### Provided material
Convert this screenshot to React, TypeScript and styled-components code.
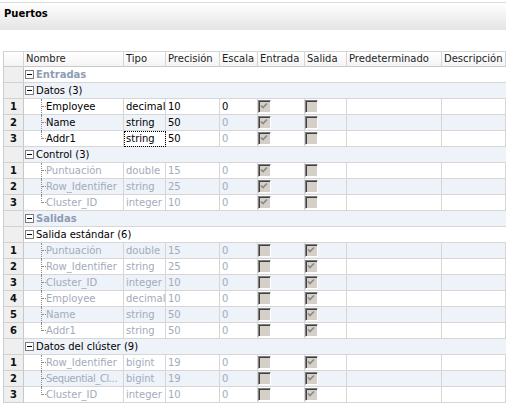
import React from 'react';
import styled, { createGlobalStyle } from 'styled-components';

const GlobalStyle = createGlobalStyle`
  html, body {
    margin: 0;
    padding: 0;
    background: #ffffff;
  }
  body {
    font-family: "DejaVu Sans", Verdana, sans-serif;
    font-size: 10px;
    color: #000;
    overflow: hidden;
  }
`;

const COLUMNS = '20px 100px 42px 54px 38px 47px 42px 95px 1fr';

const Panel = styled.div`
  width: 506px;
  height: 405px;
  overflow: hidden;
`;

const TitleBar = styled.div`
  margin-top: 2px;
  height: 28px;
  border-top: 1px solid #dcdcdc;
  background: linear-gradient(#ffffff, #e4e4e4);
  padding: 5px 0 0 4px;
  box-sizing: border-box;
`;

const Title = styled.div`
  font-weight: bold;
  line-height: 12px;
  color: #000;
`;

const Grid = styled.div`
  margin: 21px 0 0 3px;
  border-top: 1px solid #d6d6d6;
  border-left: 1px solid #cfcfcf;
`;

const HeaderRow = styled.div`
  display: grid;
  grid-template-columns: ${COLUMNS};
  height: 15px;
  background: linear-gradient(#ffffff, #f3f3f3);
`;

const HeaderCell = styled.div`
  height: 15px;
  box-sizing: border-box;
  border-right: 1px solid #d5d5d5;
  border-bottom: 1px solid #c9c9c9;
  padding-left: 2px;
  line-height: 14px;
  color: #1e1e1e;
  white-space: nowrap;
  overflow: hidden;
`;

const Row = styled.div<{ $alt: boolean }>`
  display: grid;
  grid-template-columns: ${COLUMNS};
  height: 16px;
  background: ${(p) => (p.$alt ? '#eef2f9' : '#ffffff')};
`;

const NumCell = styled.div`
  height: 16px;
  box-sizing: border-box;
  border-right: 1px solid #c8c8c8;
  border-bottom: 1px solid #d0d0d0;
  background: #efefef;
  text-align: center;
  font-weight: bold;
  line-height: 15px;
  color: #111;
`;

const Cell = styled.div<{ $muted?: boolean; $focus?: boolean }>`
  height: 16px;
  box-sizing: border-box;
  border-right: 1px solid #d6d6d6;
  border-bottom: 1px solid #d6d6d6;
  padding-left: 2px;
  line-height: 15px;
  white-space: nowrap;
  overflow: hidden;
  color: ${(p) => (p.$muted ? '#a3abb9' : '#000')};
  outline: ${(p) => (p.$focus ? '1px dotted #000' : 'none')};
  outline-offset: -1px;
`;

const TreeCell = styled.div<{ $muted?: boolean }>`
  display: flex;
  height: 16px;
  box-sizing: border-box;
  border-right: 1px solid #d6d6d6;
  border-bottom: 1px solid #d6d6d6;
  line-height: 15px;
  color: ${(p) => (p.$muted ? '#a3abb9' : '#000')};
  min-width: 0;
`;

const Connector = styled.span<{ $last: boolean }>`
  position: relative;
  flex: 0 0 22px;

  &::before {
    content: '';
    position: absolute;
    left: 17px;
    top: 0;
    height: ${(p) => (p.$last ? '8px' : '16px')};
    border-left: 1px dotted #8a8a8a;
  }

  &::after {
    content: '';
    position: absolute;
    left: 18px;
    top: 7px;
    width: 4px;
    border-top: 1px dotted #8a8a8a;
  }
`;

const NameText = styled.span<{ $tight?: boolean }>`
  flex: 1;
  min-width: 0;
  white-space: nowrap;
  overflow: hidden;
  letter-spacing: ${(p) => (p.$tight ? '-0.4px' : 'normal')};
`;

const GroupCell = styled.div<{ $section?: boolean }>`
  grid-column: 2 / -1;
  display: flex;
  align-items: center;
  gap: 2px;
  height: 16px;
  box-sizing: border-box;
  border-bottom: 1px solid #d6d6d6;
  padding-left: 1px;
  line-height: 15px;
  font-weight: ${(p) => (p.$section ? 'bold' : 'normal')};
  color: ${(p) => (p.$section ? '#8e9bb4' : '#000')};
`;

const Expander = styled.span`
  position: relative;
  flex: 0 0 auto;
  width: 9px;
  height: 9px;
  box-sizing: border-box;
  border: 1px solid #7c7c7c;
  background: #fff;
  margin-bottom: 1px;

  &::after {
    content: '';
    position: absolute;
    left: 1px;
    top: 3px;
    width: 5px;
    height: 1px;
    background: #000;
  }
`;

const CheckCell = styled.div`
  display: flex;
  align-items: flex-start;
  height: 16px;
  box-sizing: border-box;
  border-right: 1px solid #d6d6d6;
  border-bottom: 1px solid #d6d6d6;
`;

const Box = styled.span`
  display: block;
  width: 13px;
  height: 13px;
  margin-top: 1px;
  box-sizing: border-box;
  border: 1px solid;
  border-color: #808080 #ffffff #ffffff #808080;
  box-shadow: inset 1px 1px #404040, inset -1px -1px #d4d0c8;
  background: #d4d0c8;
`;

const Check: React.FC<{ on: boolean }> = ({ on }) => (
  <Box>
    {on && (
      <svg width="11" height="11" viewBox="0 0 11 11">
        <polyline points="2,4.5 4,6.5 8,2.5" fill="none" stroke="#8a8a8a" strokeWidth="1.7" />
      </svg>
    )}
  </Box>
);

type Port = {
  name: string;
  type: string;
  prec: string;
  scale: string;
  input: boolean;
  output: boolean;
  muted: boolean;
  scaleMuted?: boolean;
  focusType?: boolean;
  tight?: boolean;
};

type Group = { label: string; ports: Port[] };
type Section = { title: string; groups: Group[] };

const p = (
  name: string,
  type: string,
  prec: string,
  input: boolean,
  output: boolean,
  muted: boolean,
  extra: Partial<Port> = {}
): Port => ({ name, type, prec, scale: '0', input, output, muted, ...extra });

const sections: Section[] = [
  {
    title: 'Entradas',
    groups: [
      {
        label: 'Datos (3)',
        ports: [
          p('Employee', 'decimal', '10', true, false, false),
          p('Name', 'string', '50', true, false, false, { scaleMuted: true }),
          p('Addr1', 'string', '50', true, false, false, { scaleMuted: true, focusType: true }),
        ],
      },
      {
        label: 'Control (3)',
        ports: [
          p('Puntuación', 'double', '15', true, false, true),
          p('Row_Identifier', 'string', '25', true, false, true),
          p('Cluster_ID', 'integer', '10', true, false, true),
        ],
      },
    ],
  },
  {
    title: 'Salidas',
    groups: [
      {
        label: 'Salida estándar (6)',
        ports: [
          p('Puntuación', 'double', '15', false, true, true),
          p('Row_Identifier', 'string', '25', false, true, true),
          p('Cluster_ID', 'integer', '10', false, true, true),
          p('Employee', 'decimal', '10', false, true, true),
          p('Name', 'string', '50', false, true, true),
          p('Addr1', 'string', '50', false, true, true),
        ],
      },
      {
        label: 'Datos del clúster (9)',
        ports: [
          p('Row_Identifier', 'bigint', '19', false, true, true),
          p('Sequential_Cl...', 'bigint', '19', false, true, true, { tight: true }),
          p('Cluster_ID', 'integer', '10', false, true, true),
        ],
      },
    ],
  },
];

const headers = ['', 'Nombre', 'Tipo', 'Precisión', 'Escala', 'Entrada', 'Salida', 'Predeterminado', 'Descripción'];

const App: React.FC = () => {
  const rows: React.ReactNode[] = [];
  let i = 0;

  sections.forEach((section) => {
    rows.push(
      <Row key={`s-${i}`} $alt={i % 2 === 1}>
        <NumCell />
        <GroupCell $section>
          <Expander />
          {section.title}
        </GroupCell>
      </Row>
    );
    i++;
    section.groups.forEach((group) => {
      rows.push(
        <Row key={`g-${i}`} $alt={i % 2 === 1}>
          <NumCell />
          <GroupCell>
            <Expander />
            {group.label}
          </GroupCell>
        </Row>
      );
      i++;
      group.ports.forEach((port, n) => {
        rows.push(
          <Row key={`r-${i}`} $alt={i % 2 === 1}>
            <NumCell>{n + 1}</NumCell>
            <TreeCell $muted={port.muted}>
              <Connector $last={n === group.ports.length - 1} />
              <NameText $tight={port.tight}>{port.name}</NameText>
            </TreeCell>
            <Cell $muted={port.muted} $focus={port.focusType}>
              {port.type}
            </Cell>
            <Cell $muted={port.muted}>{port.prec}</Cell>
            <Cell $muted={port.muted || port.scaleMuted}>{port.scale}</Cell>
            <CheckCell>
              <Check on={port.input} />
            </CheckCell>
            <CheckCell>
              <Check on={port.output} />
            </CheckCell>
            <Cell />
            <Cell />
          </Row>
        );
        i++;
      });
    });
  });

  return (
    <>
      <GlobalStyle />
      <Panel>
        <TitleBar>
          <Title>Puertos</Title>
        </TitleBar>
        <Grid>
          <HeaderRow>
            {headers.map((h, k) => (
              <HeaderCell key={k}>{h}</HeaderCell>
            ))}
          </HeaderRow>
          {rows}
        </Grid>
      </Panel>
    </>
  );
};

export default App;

### Your instructions
Your task is to restate word for word the lines from the top of the data to the line containing "const COLUMNS = '20px", both ends included, with every picture left out.

### The answer
Convert this screenshot to React, TypeScript and styled-components code.
import React from 'react';
import styled, { createGlobalStyle } from 'styled-components';

const GlobalStyle = createGlobalStyle`
  html, body {
    margin: 0;
    padding: 0;
    background: #ffffff;
  }
  body {
    font-family: "DejaVu Sans", Verdana, sans-serif;
    font-size: 10px;
    color: #000;
    overflow: hidden;
  }
`;

const COLUMNS = '20px 100px 42px 54px 38px 47px 42px 95px 1fr';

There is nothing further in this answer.